Si l'on doit résumer notre vision du flottant aujourd'hui, la première chose me paraît être la nécessité d'un changement d'échelle. L'augmentation de la taille des turbines fait que, pour une taille de parc donnée, on a moins de flotteurs. Et si l'on veut commencer à fabriquer des flotteurs en série, il nous faut des parcs encore un peu plus grands. Les appels d'offres Bretagne-Sud et Méditerranée, avec 250 mégawatts, sont déjà de beaux projets, mais ils ne permettent pas encore de profiter à plein de l'effet d'échelle. La baisse du coût du flottant est fonction du volume et de la taille des projets, et à cet égard il est difficile de donner une date indépendamment du nombre de projets installés et des volumes fabriqués.
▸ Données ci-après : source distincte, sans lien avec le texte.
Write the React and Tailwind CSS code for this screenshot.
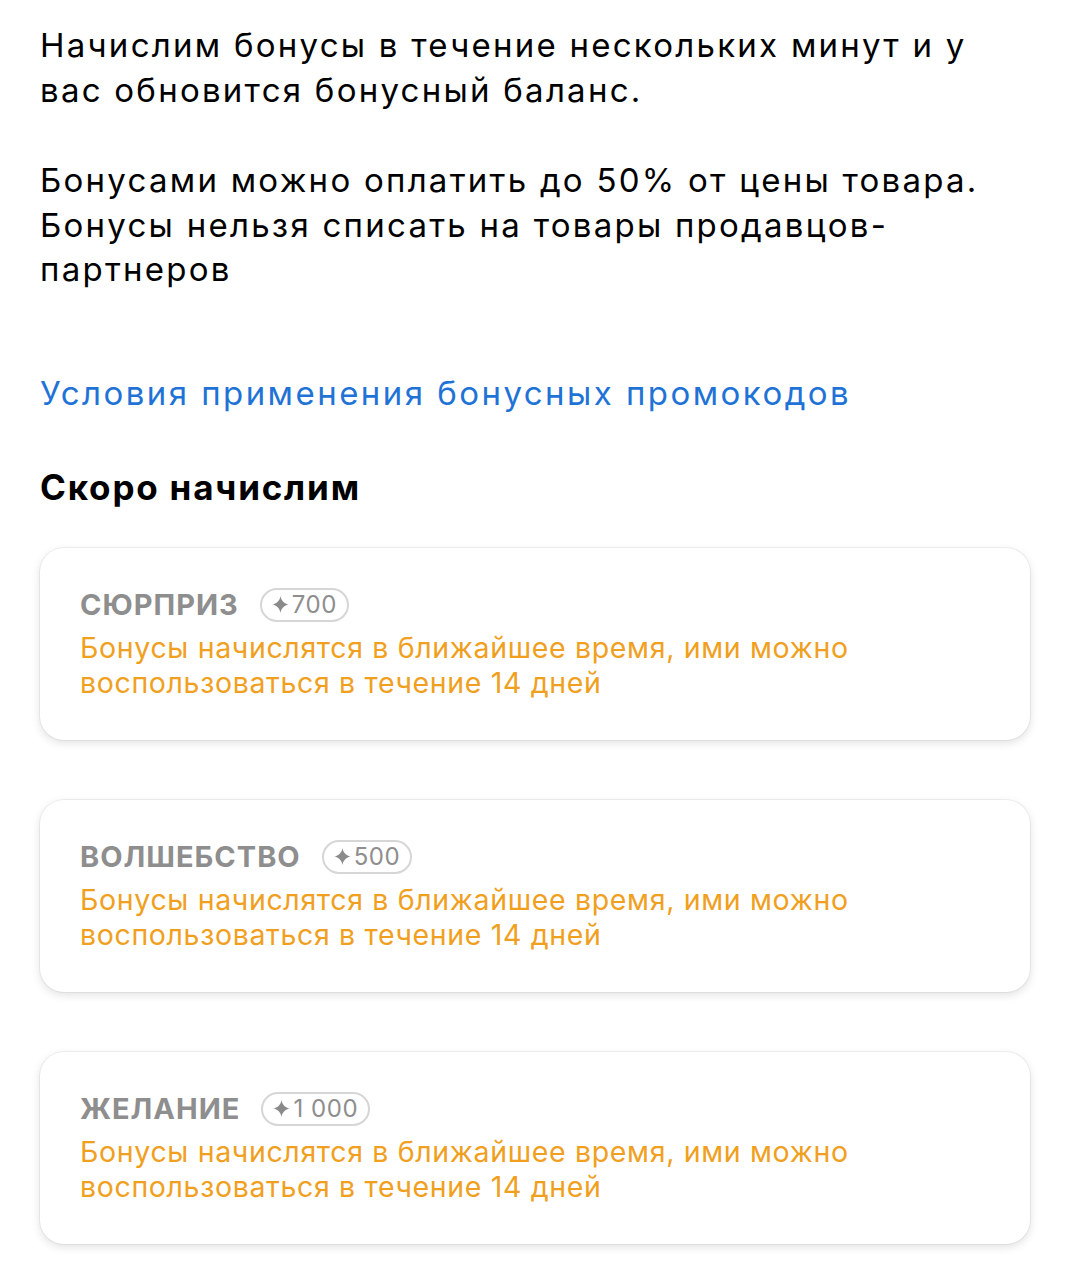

Un deuxième point important sur le flottant est la visibilité. Les questions de planification sont cruciales pour les industriels, et surtout pour les infrastructures portuaires : les projets pris isolément ne seront pas suffisants pour mettre à niveau les ports de nos façades sur l'éolien flottant. Il s'agit donc d'établir un programme pour savoir comment transformer nos ports, qui constituent déjà en eux-mêmes des atouts de proximité évidents. Des travaux et des adaptations sont à prévoir.

Le flottant est enthousiasmant et innovant, et sa technologie suscite naturellement l'intérêt. Je pense néanmoins, et c'est mon dernier point, que le posé n'a pas dit son dernier mot. Cette technologie est compétitive de façon avérée. La profondeur limite d'installation est aujourd'hui de 50 mètres, parfois de 60 mètres ou 70 mètres, mais il n'existe pas en réalité de limitation technique. Les pétroliers installent des structures fixes dans 200 ou 300 mètres d'eau.

Évidemment, cela n'aurait pas de sens d'installer un champ de 100 éoliennes dans 300 mètres d'eau. Mais nous devons garder en tête que la limite n'est pas technique mais plutôt technico-économique. Si le flottant met un peu plus de temps que prévu à faire baisser son coût, le posé aura peut-être la possibilité d'aller un petit peu plus profond. Dans le partage futur entre flottant et posé, je suis très optimiste pour le flottant, mais le sujet est dynamique et mouvant.